MATERIAL PROVIDED:
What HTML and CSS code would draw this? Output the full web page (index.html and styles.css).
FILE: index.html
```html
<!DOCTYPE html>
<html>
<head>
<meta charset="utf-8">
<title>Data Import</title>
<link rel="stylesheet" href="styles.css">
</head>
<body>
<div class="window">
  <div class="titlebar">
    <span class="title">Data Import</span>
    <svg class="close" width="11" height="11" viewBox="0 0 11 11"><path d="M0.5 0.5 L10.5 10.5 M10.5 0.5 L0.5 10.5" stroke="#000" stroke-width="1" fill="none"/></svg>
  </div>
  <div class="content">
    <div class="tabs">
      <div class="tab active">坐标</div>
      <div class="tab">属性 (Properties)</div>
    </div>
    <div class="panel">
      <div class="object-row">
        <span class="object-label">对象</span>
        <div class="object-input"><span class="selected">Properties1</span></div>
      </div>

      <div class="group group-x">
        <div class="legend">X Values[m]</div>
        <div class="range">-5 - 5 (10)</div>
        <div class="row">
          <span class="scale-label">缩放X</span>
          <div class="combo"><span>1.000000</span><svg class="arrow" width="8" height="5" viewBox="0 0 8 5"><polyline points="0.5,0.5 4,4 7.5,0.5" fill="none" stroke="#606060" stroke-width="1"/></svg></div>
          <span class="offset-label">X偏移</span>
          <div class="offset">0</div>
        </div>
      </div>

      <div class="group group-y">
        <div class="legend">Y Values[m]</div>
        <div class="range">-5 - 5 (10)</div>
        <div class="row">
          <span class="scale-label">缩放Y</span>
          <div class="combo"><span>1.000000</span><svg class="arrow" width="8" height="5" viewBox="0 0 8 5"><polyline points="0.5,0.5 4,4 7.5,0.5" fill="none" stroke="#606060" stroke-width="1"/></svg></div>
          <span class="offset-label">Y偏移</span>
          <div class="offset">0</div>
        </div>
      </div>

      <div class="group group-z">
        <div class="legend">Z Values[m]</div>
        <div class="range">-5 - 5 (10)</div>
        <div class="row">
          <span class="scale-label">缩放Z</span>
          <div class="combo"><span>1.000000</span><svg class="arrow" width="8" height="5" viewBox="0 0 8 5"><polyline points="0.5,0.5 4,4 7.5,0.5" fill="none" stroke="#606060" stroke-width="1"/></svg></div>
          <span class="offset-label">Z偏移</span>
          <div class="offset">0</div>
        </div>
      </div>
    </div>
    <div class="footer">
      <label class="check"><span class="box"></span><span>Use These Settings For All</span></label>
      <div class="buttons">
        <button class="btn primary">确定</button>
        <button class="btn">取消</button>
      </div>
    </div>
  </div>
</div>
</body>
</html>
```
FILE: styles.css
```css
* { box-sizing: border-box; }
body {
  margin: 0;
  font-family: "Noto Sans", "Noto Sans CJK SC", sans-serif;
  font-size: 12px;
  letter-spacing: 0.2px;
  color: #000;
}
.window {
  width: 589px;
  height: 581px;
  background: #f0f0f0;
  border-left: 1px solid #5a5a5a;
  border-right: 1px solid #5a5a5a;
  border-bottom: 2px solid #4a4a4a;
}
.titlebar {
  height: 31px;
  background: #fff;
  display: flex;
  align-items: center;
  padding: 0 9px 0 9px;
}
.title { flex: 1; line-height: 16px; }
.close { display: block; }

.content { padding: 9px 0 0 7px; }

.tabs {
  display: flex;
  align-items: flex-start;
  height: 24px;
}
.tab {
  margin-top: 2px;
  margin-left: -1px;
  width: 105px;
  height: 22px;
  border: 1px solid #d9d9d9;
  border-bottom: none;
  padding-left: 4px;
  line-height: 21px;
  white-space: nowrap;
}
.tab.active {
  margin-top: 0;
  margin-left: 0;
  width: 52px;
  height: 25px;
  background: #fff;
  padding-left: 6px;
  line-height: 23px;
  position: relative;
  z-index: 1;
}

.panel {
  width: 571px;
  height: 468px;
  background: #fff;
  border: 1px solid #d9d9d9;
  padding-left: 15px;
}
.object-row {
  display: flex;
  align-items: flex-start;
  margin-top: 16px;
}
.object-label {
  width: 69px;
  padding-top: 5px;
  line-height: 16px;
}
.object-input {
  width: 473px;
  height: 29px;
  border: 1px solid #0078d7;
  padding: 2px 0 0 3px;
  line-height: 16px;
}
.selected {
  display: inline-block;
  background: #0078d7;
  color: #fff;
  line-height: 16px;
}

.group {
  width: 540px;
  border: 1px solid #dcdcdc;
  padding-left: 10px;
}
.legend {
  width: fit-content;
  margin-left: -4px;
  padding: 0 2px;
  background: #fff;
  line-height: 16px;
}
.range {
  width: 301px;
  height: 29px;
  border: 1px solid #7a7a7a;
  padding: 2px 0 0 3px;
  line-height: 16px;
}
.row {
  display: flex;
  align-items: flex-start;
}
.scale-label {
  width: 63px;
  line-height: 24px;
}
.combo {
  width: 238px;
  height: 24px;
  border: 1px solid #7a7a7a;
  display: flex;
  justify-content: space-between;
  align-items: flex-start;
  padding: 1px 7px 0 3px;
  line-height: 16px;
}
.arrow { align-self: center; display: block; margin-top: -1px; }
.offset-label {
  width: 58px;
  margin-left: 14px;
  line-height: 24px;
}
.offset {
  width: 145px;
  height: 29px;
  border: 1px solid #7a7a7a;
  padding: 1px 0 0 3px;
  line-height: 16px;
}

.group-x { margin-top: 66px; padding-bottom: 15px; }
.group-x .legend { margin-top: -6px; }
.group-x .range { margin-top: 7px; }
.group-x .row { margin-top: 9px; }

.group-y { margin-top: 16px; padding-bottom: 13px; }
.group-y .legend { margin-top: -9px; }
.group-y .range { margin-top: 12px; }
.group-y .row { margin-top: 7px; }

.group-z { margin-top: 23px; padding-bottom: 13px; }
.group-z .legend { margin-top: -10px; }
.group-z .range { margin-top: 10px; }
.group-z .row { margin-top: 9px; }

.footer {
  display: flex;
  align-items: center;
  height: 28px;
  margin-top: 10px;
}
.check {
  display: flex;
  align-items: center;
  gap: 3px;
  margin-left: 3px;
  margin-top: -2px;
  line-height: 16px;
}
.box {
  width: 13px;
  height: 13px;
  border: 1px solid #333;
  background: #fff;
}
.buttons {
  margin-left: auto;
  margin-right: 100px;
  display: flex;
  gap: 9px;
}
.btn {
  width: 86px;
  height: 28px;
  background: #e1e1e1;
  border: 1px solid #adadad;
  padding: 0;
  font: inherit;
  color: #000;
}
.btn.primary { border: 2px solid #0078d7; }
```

---

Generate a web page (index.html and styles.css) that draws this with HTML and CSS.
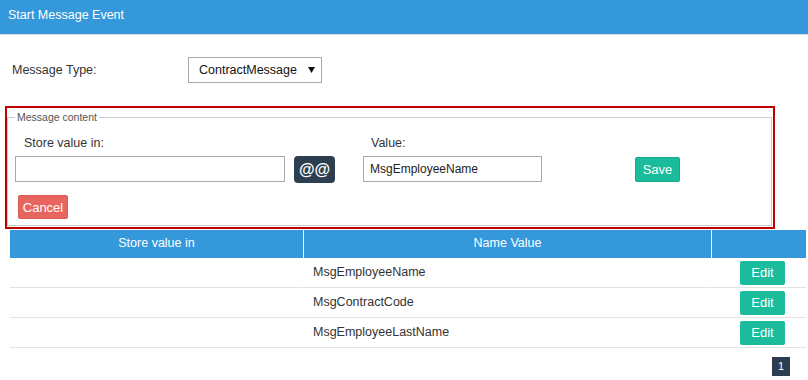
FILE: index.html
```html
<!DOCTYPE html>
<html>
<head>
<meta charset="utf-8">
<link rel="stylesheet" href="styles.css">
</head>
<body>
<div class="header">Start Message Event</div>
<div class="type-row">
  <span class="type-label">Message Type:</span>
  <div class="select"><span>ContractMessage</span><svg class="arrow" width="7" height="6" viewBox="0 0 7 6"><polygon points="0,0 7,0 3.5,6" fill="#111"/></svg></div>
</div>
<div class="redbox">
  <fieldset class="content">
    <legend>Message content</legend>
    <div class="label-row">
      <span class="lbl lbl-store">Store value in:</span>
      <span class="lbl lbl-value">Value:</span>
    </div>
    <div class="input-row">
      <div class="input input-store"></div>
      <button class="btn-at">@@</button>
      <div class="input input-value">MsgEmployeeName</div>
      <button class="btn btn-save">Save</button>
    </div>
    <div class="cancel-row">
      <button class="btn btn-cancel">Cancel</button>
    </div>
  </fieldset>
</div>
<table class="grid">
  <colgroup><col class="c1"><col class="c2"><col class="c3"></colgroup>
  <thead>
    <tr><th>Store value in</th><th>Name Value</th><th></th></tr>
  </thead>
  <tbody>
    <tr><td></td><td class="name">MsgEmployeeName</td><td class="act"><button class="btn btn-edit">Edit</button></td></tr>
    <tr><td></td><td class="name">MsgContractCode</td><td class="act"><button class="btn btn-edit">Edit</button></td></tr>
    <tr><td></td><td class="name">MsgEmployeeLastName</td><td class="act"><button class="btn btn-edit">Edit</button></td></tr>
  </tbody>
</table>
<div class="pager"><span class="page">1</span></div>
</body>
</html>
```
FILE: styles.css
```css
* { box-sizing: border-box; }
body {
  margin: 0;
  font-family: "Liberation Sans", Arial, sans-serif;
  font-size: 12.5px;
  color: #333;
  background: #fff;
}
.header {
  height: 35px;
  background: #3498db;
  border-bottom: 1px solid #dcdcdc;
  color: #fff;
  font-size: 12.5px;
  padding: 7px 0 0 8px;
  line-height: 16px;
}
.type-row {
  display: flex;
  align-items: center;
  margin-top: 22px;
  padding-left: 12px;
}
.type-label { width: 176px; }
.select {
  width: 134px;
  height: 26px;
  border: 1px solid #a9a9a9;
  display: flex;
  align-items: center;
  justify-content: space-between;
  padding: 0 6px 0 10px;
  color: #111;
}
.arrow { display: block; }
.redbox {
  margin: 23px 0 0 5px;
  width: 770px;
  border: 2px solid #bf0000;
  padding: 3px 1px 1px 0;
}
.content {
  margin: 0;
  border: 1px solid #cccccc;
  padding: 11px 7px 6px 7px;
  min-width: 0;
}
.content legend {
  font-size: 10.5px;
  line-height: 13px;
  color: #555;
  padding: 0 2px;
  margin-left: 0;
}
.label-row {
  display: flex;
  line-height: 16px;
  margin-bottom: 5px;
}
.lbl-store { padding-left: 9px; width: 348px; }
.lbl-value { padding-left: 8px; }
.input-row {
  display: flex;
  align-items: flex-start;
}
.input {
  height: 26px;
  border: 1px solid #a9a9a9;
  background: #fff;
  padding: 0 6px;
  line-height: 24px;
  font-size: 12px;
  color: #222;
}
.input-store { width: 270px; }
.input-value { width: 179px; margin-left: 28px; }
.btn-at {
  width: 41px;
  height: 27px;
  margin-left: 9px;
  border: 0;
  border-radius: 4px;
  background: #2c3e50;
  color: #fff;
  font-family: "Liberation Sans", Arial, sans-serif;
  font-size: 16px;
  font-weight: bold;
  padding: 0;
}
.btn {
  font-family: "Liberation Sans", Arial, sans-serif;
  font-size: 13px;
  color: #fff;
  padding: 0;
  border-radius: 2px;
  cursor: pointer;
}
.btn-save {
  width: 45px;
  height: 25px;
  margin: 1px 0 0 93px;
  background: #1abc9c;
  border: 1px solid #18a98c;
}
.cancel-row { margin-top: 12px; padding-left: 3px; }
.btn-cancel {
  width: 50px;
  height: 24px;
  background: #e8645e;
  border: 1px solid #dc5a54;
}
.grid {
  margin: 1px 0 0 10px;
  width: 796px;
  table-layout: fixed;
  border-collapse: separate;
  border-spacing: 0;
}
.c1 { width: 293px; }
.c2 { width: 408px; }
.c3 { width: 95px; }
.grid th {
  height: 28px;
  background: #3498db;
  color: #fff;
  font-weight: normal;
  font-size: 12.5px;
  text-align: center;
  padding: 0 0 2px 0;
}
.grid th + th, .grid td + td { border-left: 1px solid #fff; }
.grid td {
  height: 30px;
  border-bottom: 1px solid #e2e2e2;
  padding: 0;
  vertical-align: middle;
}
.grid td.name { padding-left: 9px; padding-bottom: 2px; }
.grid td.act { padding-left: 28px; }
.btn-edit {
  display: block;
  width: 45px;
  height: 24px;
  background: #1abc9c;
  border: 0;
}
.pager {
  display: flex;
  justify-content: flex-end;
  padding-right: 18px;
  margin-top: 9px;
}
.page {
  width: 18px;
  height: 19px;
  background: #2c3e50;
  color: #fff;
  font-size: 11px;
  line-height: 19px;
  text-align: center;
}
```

EXERCISE DESCRIPTION: Go through the material line by line. Show each line that contains the string "this".

WRITTEN ANSWER:
What HTML and CSS code would draw this? Output the full web page (index.html and styles.css).
Generate a web page (index.html and styles.css) that draws this with HTML and CSS.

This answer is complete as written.